CO₂-Grenzausgleichsmechanismus (CBAM) würde eigentlich wie ein Zoll wirken, hat aber viele Schlupflöcher. Kann man die überhaupt effizient schließen?

Ich erwarte mir ganz klar von der EU-Kommission, dass diese Schlupflöcher geschlossen werden. Wenn ein Schutzmechanismus wie der CBAM mehr an Schweizer Käse als an echten Schutz erinnert, dann muss man grundsätzlich über die Wirksamkeit dieses Instruments nachdenken.
Ursprünglich wurde der CBAM entwickelt, um die höheren Produktionskosten durch Umweltauflagen in Europa auszugleichen. Das war auch richtig. Aber mittlerweile hat sich die Lage verändert: Wir haben es zusätzlich mit massiven globalen Überkapazitäten zu tun – insbesondere aus China. Deshalb wäre es klüger, den bestehenden CBAM weiterzuentwickeln, statt neue Schutzmechanismen zu erfinden. Wir sollten ihn an die neuen geoökonomischen Realitäten anpassen und so gestalten, dass er auch wirklich schützt – effektiv, durchsetzbar und ohne Hintertüren.

Wenn ein Schutzmechanismus wie der CBAM mehr an Schweizer Käse als an echten Schutz erinnert, dann muss man grundsätzlich über die Wirksamkeit dieses Instruments nachdenken.

Wolfgang Hattmannsdorfer

Der europäische Aktionsplan für die Stahlindustrie vom März soll die EU-Mitgliedstaaten ermutigen, Energiesteuern flexibler zu gestalten sowie reduzierte Netztarife anzubieten. Kann dafür Spielraum geschaffen werden in Österreich?

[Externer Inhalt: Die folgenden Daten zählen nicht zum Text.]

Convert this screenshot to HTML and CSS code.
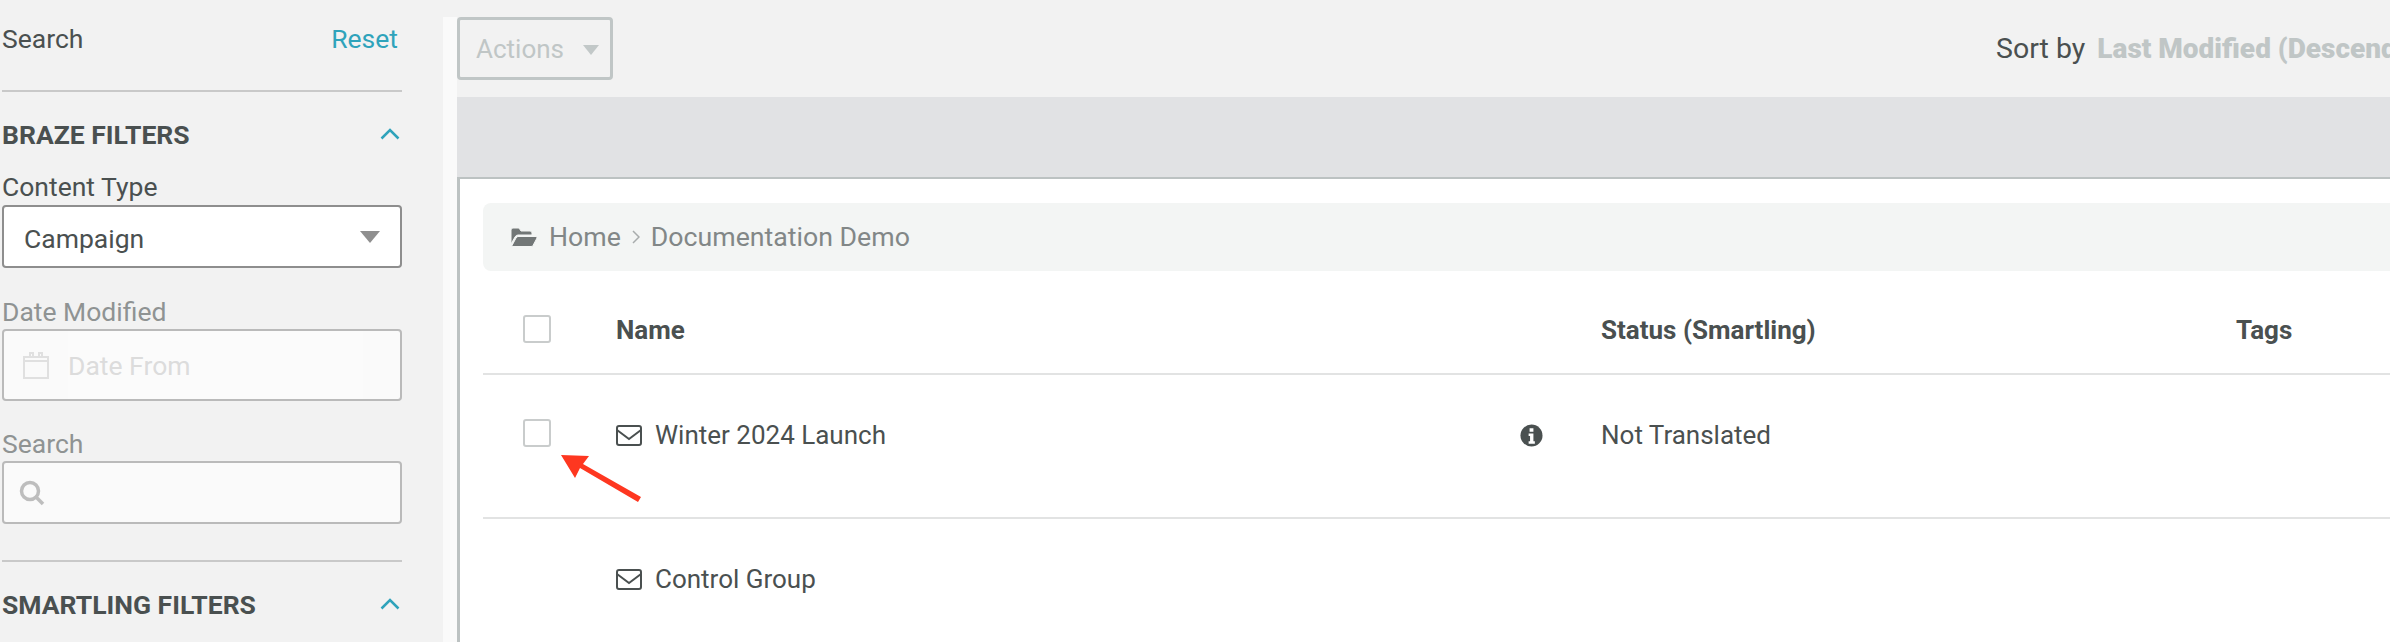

Es ist auf jeden Fall positiv, dass die Europäische Kommission die Mitgliedstaaten in diese Richtung ermutigt. In Österreich setzen wir bereits Maßnahmen um – etwa mit dem Industriestrombonus, der gezielt energieintensive Unternehmen entlastet. Auch im neuen Elektrizitätswirtschaftsgesetz greifen wir genau dieses Thema auf, insbesondere die Frage, wie wir die Netzkosten für die Industrie langfristig in den Griff bekommen. Aber ich appelliere auch an die Europäische Kommission: Es darf nicht bei Strategien und Papiertigern bleiben. Unsere Industrie braucht konkrete, wirksame Maßnahmen, die rasch umgesetzt werden und echte Unterstützung bringen. Nur so können wir die Wettbewerbsfähigkeit sichern und den Standort Europa stärken.